Jim Poterba | |
Birth Place: | New York City, U.S. |
Institution: | Massachusetts Institute of Technology |
Field: | Public economics |
Doctoral Students: | David Cutler[1] Luigi Zingales[2] Andrew Samwick Caroline Hoxby[3] Steven Levitt[4] Emmanuel Saez[5] Amy Finkelstein[6] Stefanie Stantcheva[7] |
Influences: | Martin Feldstein |
Awards: | NAS Award for Scientific Reviewing (1997) |
Repec Prefix: | e |
Repec Id: | ppo19 |
Spouse: | Nancy Rose[8] |
Education: | Harvard University (BA) Nuffield College, Oxford (MPhil, DPhil) |
James Michael "Jim" Poterba, FBA is an American economist who is the Mitsui Professor of Economics at the Massachusetts Institute of Technology, and current National Bureau of Economic Research (NBER) president and chief executive officer.
Poterba was born in New York City. He attended Pennsbury High School in Pennsylvania, where he won the 1976 championship of the National Forensic League in policy debate.[9] He completed his A.B., summa cum laude, in 1980 from Harvard University and completed his PhD in 1983 from Nuffield College, Oxford. He was a Marshall Scholar.[8]
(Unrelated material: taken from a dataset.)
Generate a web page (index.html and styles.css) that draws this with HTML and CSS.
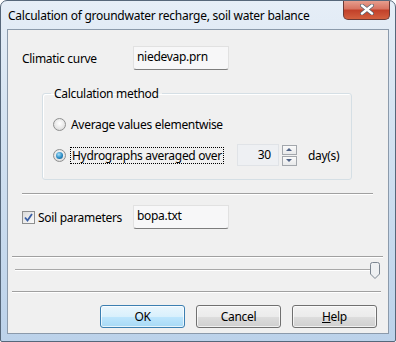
FILE: index.html
```html
<!DOCTYPE html>
<html lang="en">
<head>
  <meta charset="UTF-8" />
  <title>Calculation of groundwater recharge, soil water balance</title>
  <link rel="stylesheet" href="styles.css">
</head>
<body>

  <div class="window">
    <div class="titlebar">
      <span class="title">Calculation of groundwater recharge, soil water balance</span>
      <button class="close-button">
        <svg width="16" height="11" viewBox="0 0 16 11">
          <path d="M3 1.5 L13 9.5 M13 1.5 L3 9.5" stroke="#50606f" stroke-width="3.8" stroke-linecap="round"/>
          <path d="M3 1.5 L13 9.5 M13 1.5 L3 9.5" stroke="#fff" stroke-width="2.4" stroke-linecap="round"/>
        </svg>
      </button>
    </div>

    <div class="client">
      <div class="row climatic-row">
        <span class="label">Climatic curve</span>
        <div class="textbox">niedevap.prn</div>
      </div>

      <fieldset class="groupbox">
        <legend>Calculation method</legend>
        <div class="radio-row">
          <span class="radio"></span>
          <span>Average values elementwise</span>
        </div>
        <div class="radio-row">
          <span class="radio checked"></span>
          <span class="focus-text">Hydrographs averaged over</span>
          <div class="number-box">30</div>
          <div class="spinner">
            <span class="spin-btn"><span class="arrow-up"></span></span>
            <span class="spin-btn"><span class="arrow-down"></span></span>
          </div>
          <span class="unit">day(s)</span>
        </div>
      </fieldset>

      <div class="separator sep-first"></div>

      <div class="row soil-row">
        <label class="check-label">
          <span class="checkbox">
            <svg width="9" height="9" viewBox="0 0 9 9">
              <path d="M1 4.5 L3.5 7.5 L8 1" fill="none" stroke="#3a5fa6" stroke-width="1.8"/>
            </svg>
          </span>
          Soil parameters
        </label>
        <div class="textbox">bopa.txt</div>
      </div>

      <div class="separator sep-wide"></div>

      <div class="slider">
        <div class="track"></div>
        <svg class="thumb" width="10" height="17" viewBox="0 0 10 17">
          <path d="M0.5 2.5 Q0.5 0.5 2.5 0.5 L7.5 0.5 Q9.5 0.5 9.5 2.5 L9.5 12 L5 16.5 L0.5 12 Z" fill="#eef0f2" stroke="#7b8590"/>
        </svg>
      </div>

      <div class="separator sep-bottom"></div>

      <div class="buttons">
        <button class="btn default">OK</button>
        <button class="btn">Cancel</button>
        <button class="btn"><u>H</u>elp</button>
      </div>
    </div>
  </div>

</body>
</html>
```

FILE: styles.css
```css
body {
  margin: 0;
  font-family: "Noto Sans", sans-serif;
  font-size: 12px;
  letter-spacing: -0.3px;
  color: #000;
  background: #fff;
}

.window {
  width: 394px;
  height: 340px;
  border: 1px solid #56677a;
  border-radius: 7px 7px 2px 2px;
  background: linear-gradient(to bottom, #e6eef7 0%, #d6e4f2 30%, #bcd2ea 100%);
  display: flex;
  flex-direction: column;
  overflow: hidden;
}

.titlebar {
  height: 28px;
  display: flex;
  justify-content: space-between;
  align-items: flex-start;
}

.title {
  margin: 6px 0 0 7px;
  letter-spacing: -0.25px;
}

.close-button {
  width: 47px;
  height: 20px;
  margin-right: 5px;
  margin-top: -1px;
  border: 1px solid #6b3a36;
  border-top: none;
  border-radius: 0 0 5px 5px;
  background: linear-gradient(to bottom, #e8a393 0%, #d87563 45%, #c2412a 55%, #d3603f 100%);
  display: flex;
  align-items: center;
  justify-content: center;
  padding: 0;
}

.client {
  margin: 0 6px 7px 6px;
  flex: 1;
  border: 1px solid #8b9aab;
  background: #f0f0f0;
  display: flex;
  flex-direction: column;
}

.row {
  display: flex;
  align-items: center;
}

.label {
  width: 111px;
  padding-left: 14px;
}

.textbox {
  width: 96px;
  height: 24px;
  padding: 1px 0 0 3px;
  box-sizing: border-box;
  background: #f7f7f8;
  border: 1px solid #e1e1e1;
  border-bottom: 1px solid #7d7d7d;
  border-radius: 0 0 3px 3px;
  line-height: 17px;
}

.climatic-row {
  margin-top: 15px;
  height: 26px;
}

.groupbox {
  margin: 14px 0 0 34px;
  width: 310px;
  height: 95px;
  box-sizing: border-box;
  border: 1px solid #d5dfe5;
  border-radius: 3px;
  box-shadow: inset 1px 1px 0 #fff;
  padding: 11px 0 0 10px;
}

.groupbox legend {
  padding: 0 3px;
  margin-left: -2px;
}

.radio-row {
  display: flex;
  align-items: center;
  height: 22px;
  margin-bottom: 9px;
}

.radio {
  width: 11px;
  height: 11px;
  border: 1px solid #8e8f8f;
  border-radius: 50%;
  background: radial-gradient(circle at 50% 40%, #fff 0%, #e6e6e6 60%, #cfcfcf 100%);
  margin-right: 5px;
  position: relative;
}

.radio.checked::after {
  content: "";
  position: absolute;
  left: 2px;
  top: 2px;
  width: 7px;
  height: 7px;
  border-radius: 50%;
  background: radial-gradient(circle at 40% 35%, #a8e0f8 0%, #2a8bc4 55%, #0d4f7e 100%);
}

.focus-text {
  outline: 1px dotted #000;
  outline-offset: 0;
  padding: 0 1px;
  line-height: 15px;
}

.number-box {
  width: 42px;
  height: 22px;
  box-sizing: border-box;
  margin-left: 14px;
  background: #eef0f3;
  border: 1px solid #e0e3e7;
  text-align: right;
  padding-right: 7px;
  line-height: 19px;
}

.spinner {
  display: flex;
  flex-direction: column;
  gap: 1px;
  margin-left: 3px;
}

.spin-btn {
  width: 15px;
  height: 10px;
  box-sizing: border-box;
  border: 1px solid #a3a7ac;
  background: linear-gradient(to bottom, #fafafa, #e8e9ea);
  display: flex;
  align-items: center;
  justify-content: center;
}

.arrow-up, .arrow-down {
  width: 0;
  height: 0;
  border-left: 3px solid transparent;
  border-right: 3px solid transparent;
}

.arrow-up { border-bottom: 3px solid #4d6185; }
.arrow-down { border-top: 3px solid #4d6185; }

.unit {
  margin-left: 11px;
}

.separator {
  height: 0;
  border-top: 1px solid #a0a0a0;
  border-bottom: 1px solid #fff;
}

.sep-first {
  margin: 13px 15px 0 14px;
}

.soil-row {
  margin-top: 10px;
  height: 24px;
}

.check-label {
  width: 111px;
  padding-left: 14px;
  display: flex;
  align-items: center;
  gap: 3px;
}

.checkbox {
  width: 11px;
  height: 11px;
  border: 1px solid #8e8f8f;
  background: linear-gradient(135deg, #dcdcdc, #fafafa);
  display: flex;
  align-items: center;
  justify-content: center;
}

.sep-wide {
  margin: 27px 5px 0 4px;
}

.slider {
  position: relative;
  height: 17px;
  margin: 4px 0 0 0;
}

.track {
  position: absolute;
  left: 7px;
  right: 10px;
  top: 7px;
  border-top: 1px solid #a8a8a8;
  border-bottom: 1px solid #fff;
}

.thumb {
  position: absolute;
  left: 362px;
  top: 0;
}

.sep-bottom {
  margin: 12px 7px 0 4px;
}

.buttons {
  display: flex;
  justify-content: flex-end;
  gap: 11px;
  margin: 12px 11px 0 0;
}

.btn {
  width: 85px;
  height: 23px;
  font-family: "Noto Sans", sans-serif;
  font-size: 12px;
  letter-spacing: -0.3px;
  color: #000;
  border: 1px solid #707070;
  border-radius: 3px;
  background: linear-gradient(to bottom, #f2f2f2 0%, #ebebeb 50%, #dddddd 51%, #cfcfcf 100%);
  box-shadow: inset 0 0 0 1px rgba(255,255,255,0.7);
  padding: 0;
}

.btn.default {
  border-color: #3c7fb1;
  background: linear-gradient(to bottom, #eaf6fd 0%, #d9f0fc 50%, #bee6fd 51%, #a7d9f5 100%);
}
```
Poterba started his career as an instructor in Economics at the Massachusetts Institute of Technology. He became Professor of Economics at MIT in 1988. Today, he is the Mitsui Professor of Economics.[8] He became the president of the National Bureau of Economic Research on 1 July 2008.
Poterba is known for his research on how taxation affects the economic decisions of households and firms. His research has emphasized the effect of taxation on the financial behavior of households, particularly their saving and portfolio decisions. He is also interested in the analysis of tax-deferred retirement saving programs such as 401(k) plans and in the role of annuities in financing retirement consumption.
He has also been Director of the NBER Public Economics Research Program since 1991. He has served as a member of the President's Advisory Panel on Federal Tax Reform and edited the Journal of Public Economics, the leading international journal for research on taxation and government spending, between 1997 and 2006. He has edited several economics journals.[8]
He was elected a Fellow of the American Academy of Arts and Sciences in 1996.[10] In 1999 Poterba was awarded the NAS Award for Scientific Reviewing from the National Academy of Sciences.[11]
In July 2017, Poterba was elected a Corresponding Fellow of the British Academy (FBA), the United Kingdom's national academy for the humanities and social sciences.[12]